The claims made for visitation are nearly as outlandish as those made in television commercials: a visit activates the sluggish, cures whole families of Sunday absenteeism, and charms away their well-established reluctance to make deep commitments.
On the positive side is the experience of Coral Ridge Presbyterian Church of Fort Lauderdale, Florida. In 1961 the congregation numbered 17; now it is over 2,000. It has an intensive visitation program, which has worked.
Two things ought to be noted: (1) This visitation program is primarily one of lay witnessing. Each week 300 or more members go out to meet and greet people in Christ’s name and with his Gospel. (2) The callers aim at sharing the story of God’s love in Christ.
Pastors or church members who are dissatisfied with the state of pastoral visitation would do well to suggest a candid discussion of the matter. The pastor and concerned laymen could scrutinize together the demands, the dangers, and the opportunities of visitation. These are some points that might merit discussion.
1. Pastors might be able to make the time they spend in visitation more effective if they did not have to play the numbers game. The monthly visitation score sheet with a total in three figures looks impressive, but what is more important: the number of calls or what was accomplished in them? Some church boards wisely leave visitation patterns up to the pastor’s discretion.
2. A pastor may see visitation as a temptation to be diverted from his primary calling: preaching. The traditional call to the ministry and the standard ordination services emphasize the public proclamation of the Scriptures. Pastoral care is part of the call, to be sure, but a heavy stress is on the pulpit.
The house-to-house circulation of the apostles in Acts (2:46; 20:20) must be understood as formal proclamation sessions. As P. T. Forsyth wrote, “Teaching from house to house meant for the apostles not visitation, but ministering to the church gathered in private houses” (Positive Preaching, p. 59).
3. The minister may feel that vigorous visitation will give him the image of being out to further his own future. Certainly the gleam in a salesman’s eye is based more on the potential commission than on interest in the well-being of the client. It is easy for a pastor to slip into the desire to collect new members instead of being content to share the Gospel with those who won’t come to church.
4. The demands of the pastorate chew up days and nights without letup. Laymen cannot take the pastor’s place in the study, but they can help him in contacting people. The visited person may not wish to confide in a layman; he may want a trained counselor. Yet the lay visitor can break down barriers and form friendships.

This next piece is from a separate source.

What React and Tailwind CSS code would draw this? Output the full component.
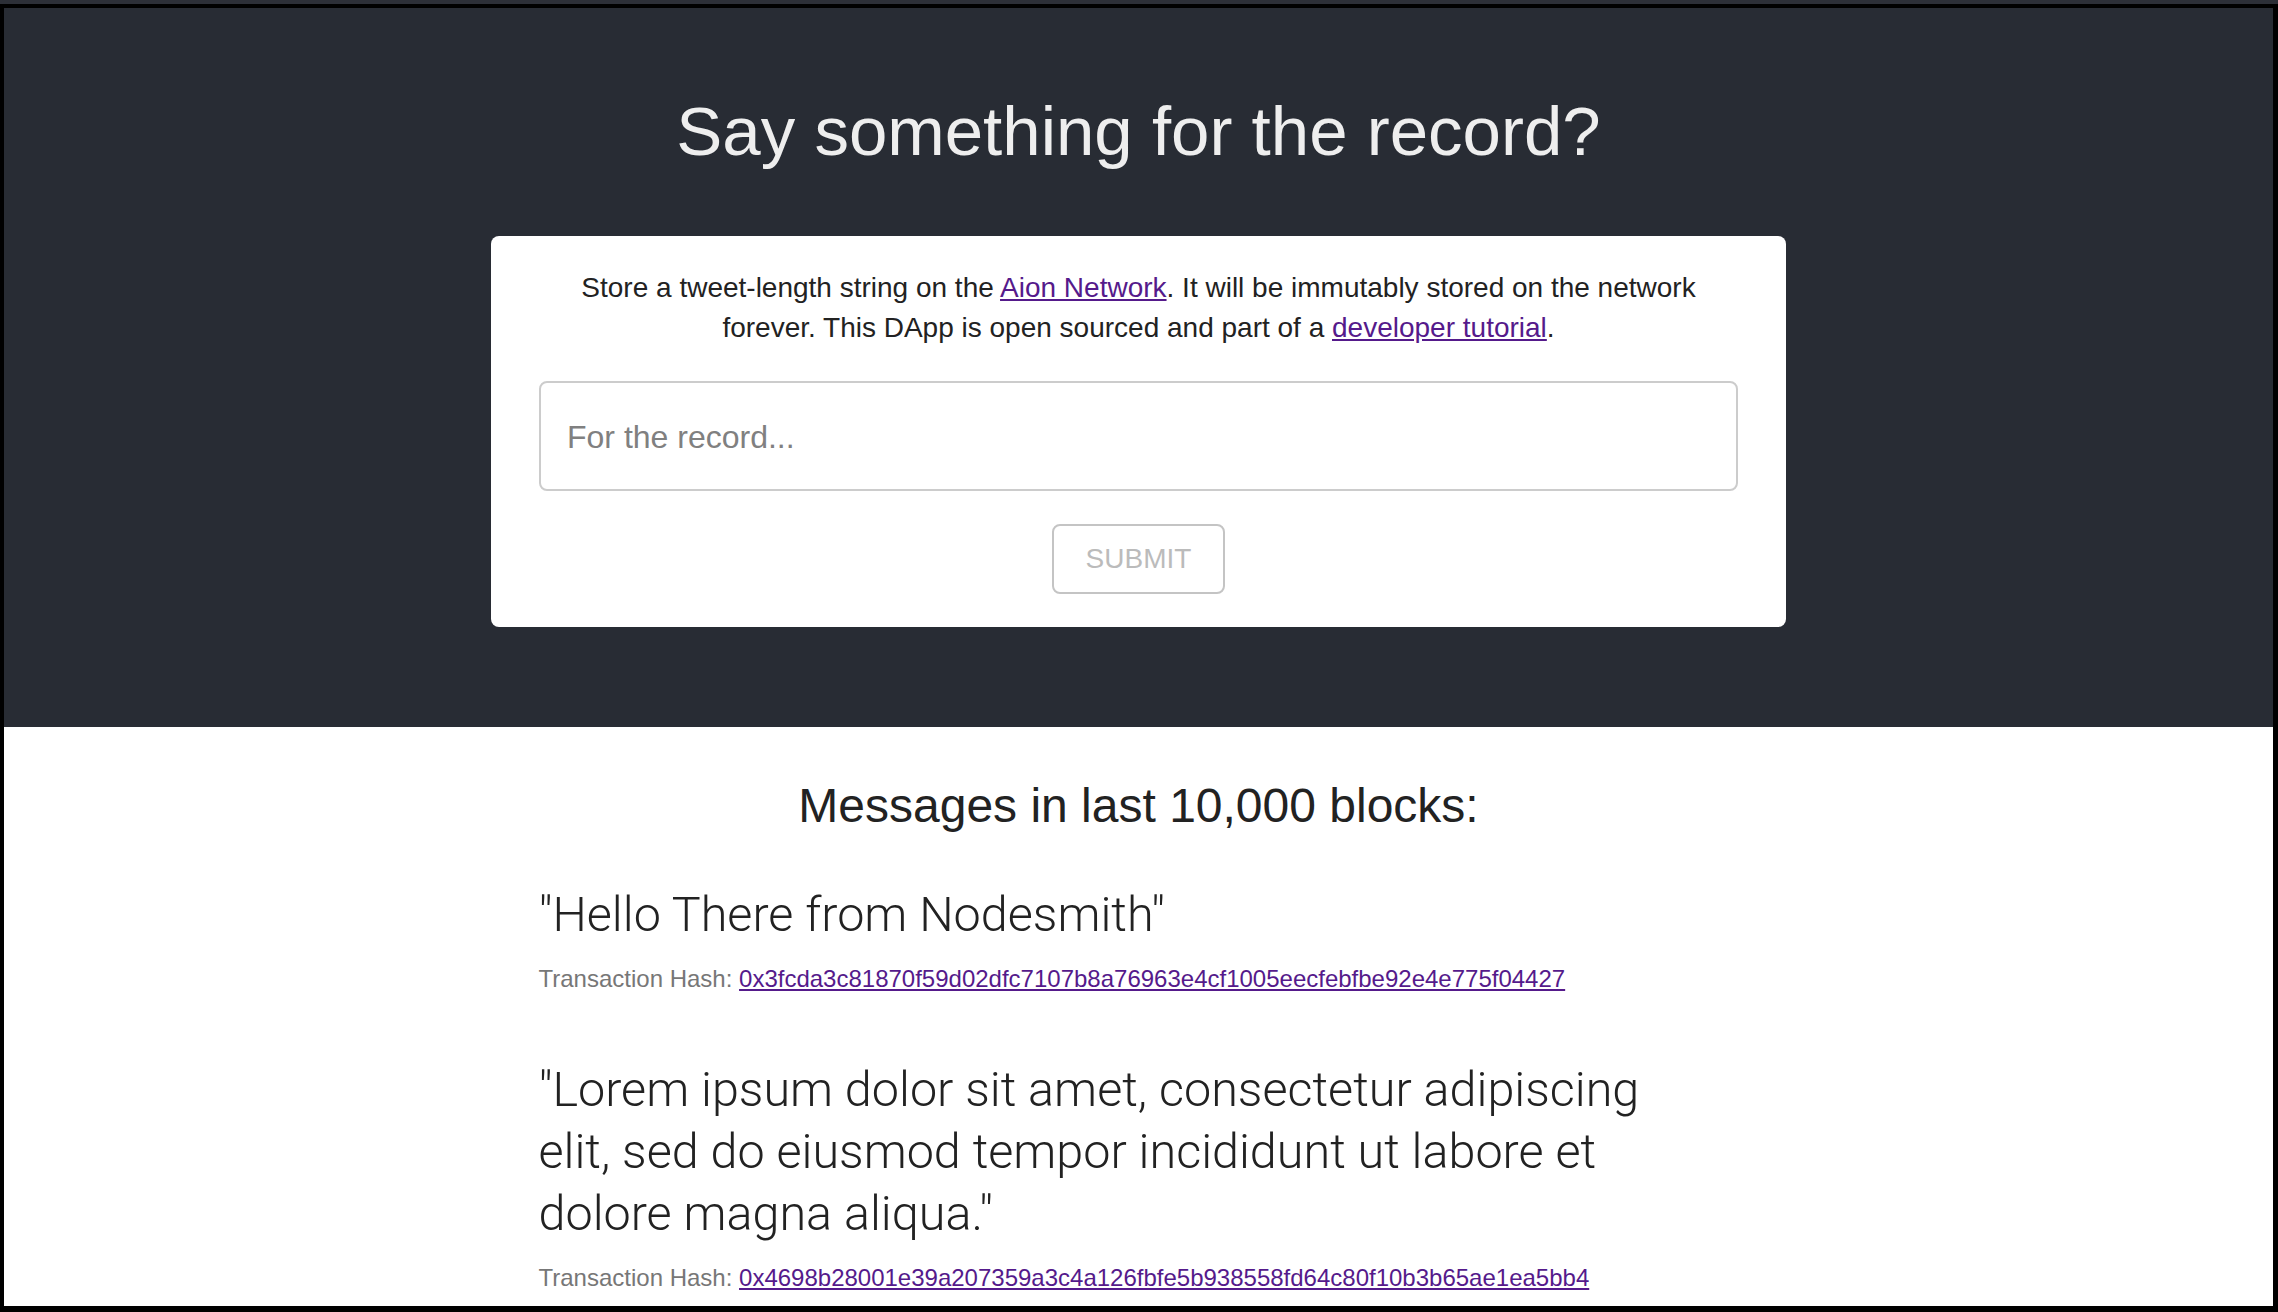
import React from "react";

const messages = [
  {
    text: '"Hello There from Nodesmith"',
    hash: "0x3fcda3c81870f59d02dfc7107b8a76963e4cf1005eecfebfbe92e4e775f04427",
  },
  {
    text: '"Lorem ipsum dolor sit amet, consectetur adipiscing elit, sed do eiusmod tempor incididunt ut labore et dolore magna aliqua."',
    hash: "0x4698b28001e39a207359a3c4a126fbfe5b938558fd64c80f10b3b65ae1ea5bb4",
  },
];

const Message = ({ text, hash, first }) => {
  return (
    <div className={first ? "mt-[52px]" : "mt-[63px]"}>
      <p className="max-w-[1140px] font-['Roboto',sans-serif] font-light text-[48.5px] leading-[62px] text-[#222]">
        {text}
      </p>
      <p className="mt-[16px] text-[24px] leading-[34px] text-[#777]">
        Transaction Hash:{" "}
        <a href="#" className="text-[#551a8b] underline">
          {hash}
        </a>
      </p>
    </div>
  );
};

const App = () => {
  return (
    <div className="w-[2278px] h-[1312px] bg-black font-['Liberation_Sans',Arial,sans-serif]">
      <div className="h-[4px] bg-[#2c2f37]" />
      <div className="pt-[4px] pl-[4px] pr-[5px] pb-[6px]">
        <div className="h-[1298px] overflow-hidden bg-white">
          <header className="h-[719px] bg-[#282c34] flex flex-col items-center pt-[86px]">
            <h1 className="text-[69px] leading-[76px] text-[#eeeeee]">
              Say something for the record?
            </h1>
            <div className="mt-[66px] w-[1295px] bg-white rounded-[8px] px-[48px] pt-[32px] pb-[33px] flex flex-col items-center">
              <p className="text-[28px] leading-[40px] text-[#222] text-center">
                Store a tweet-length string on the{" "}
                <a href="#" className="text-[#551a8b] underline">
                  Aion Network
                </a>
                . It will be immutably stored on the network
                <br />
                forever. This DApp is open sourced and part of a{" "}
                <a href="#" className="text-[#551a8b] underline">
                  developer tutorial
                </a>
                .
              </p>
              <input
                type="text"
                placeholder="For the record..."
                className="mt-[33px] w-full h-[110px] border-2 border-[#ccc] rounded-[8px] px-[26px] pt-[2px] text-[32px] text-[#333] placeholder:text-[#808080] outline-none"
              />
              <button
                disabled
                className="mt-[33px] w-[173px] h-[70px] border-2 border-[#c4c4c4] rounded-[8px] text-[28px] text-[#bbb] bg-white"
              >
                SUBMIT
              </button>
            </div>
          </header>
          <section className="flex flex-col items-center pt-[52px]">
            <h3 className="text-[48px] leading-[53px] text-[#222]">
              Messages in last 10,000 blocks:
            </h3>
            <div className="w-[1200px]">
              {messages.map((m, i) => (
                <Message key={m.hash} text={m.text} hash={m.hash} first={i === 0} />
              ))}
            </div>
          </section>
        </div>
      </div>
    </div>
  );
};

export default App;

Laymen sometimes regard pastoral visits as a proxy fulfillment of an obligation they don’t want themselves. They assume the preacher is paid to do this and that they don’t have to help. But laymen should pitch in and play a supportive roll.
One step in getting laymen to lend a hand is to get them to realize that they do visit, every day. Comments at work, conversations on coffee breaks, telephone calls to neighbors, and letters to friends are forms of communication. Speaking for Christ is not a task limited to the pastor; every Christian is to testify to what God means to him and what God has done for him in Christ. Bible study is a preparation; prayer is a propellant. The two together will help us to represent Christ.
Pastor and laymen can complement each other in the visitation program. Laymen may have the advantage of being more able to relate to other laymen and the disadvantage of being untrained in giving well-rounded, well-rooted presentations of the Scriptures. In many churches lay visitation is a once-a-year semi-frantic activity that veers off course. A balanced program of visitation should involve pastor and people year round.—The Reverend JOHN LEWIS GILMORE, Worland, Wyoming.